Hyper – high blood sugar (hyperglycaemia)

Sometimes the blood sugar level rises above normal (above 8).

This may be due to:

  • eating sugary foods
  • forgetting to take your tablets
  • missing an insulin injection
  • being sick, having an infection or fever.

Warning signs of a hyper may be:

  • being very thirsty
  • passing a lot of urine
  • feeling very tired
  • getting infections, or infections that do not heal.

Or you may not get any warning signs.

Managing high blood sugar

It is okay if your blood sugar level rises occasionally and if it lasts just a few hours, but if it’s not managed, it can be dangerous.

See your doctor or nurse if your blood sugar rises often or lasts for a long time. They will help you find out why your blood sugar level keeps rising.

They will also help you manage your sick days.

Have regular health checks

People with diabetes should see their doctor or nurse regularly.

People with diabetes can now have one free health check every year.*

Make an appointment with your doctor – or the doctor’s nurse – for your free check.

They will check:

  • your weight
  • your blood pressure
  • your plan to stay well
  • that your blood and urine tests are up-to-date
  • your feet
  • your general health
  • that your eye checks are up-to-date.

If at any time you are worried or do not feel well, get checked by the nurse or doctor right away.

Diabetes organisations

Diabetes New Zealand
PO Box 12-441, Wellington, New Zealand.
Phone (04) 499 7143, Fax (04) 499 7146
Email: diabetes@diabetes.org.nz

Diabetes Youth New Zealand
E-mail: youthpresident@diabetes.org.nz

Website: www.diabetesyouth.org.nz

Te Roopu Mate Huka
Website: www.maoridiabetes.co.nz

This booklet is available in English, Māori, Samoan, Cook Islands Māori, Tongan and Niuean.
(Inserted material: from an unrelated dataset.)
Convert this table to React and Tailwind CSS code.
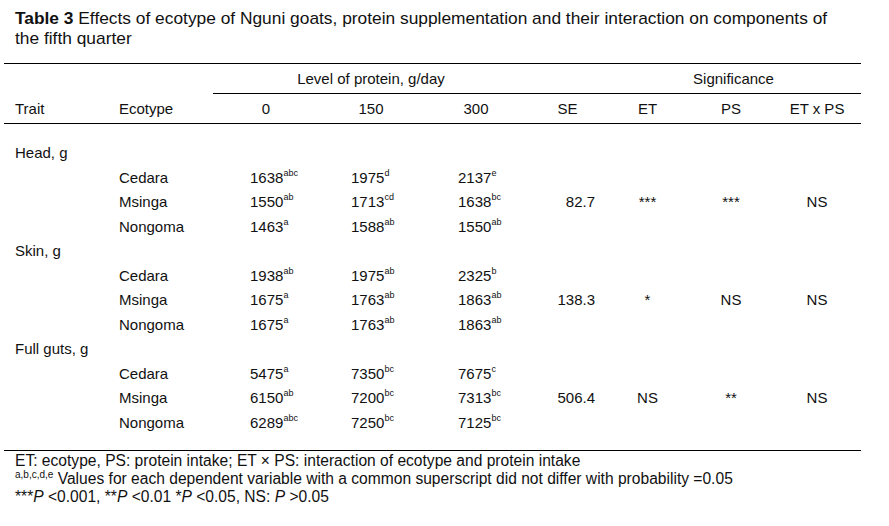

These, plus Tokelauan and Fijian versions, are all available on these Ministry of Health websites www.health.govt.nz or www.healthed.govt.nz or by calling your local District Health Board in the medical white pages of the telephone book or your local hospital.

Diabetes Health Care Team

Health professionals Name Phone number
Doctor    
Diabetes Nurse    
Dietitian    
Diabetes specialist    
Podiatrist (foot care)    
Ophthalmologist (eye doctor)    
Pharmacist    
Notes    

Tips for keeping healthy

With help from your health care team and by following these simple tips you can stay well:

  • Eat healthy food
  • Eat regular meals
  • Keep physically active
  • Check your feet regularly
  • Have regular health checks
  • Stay a healthy weight
  • Stay smokefree.

ISBN 978-0-478-19285-8 (print)
ISBN 978-0-478-19286-5 (online)

* Check with your doctor. Not all doctors offer this free service.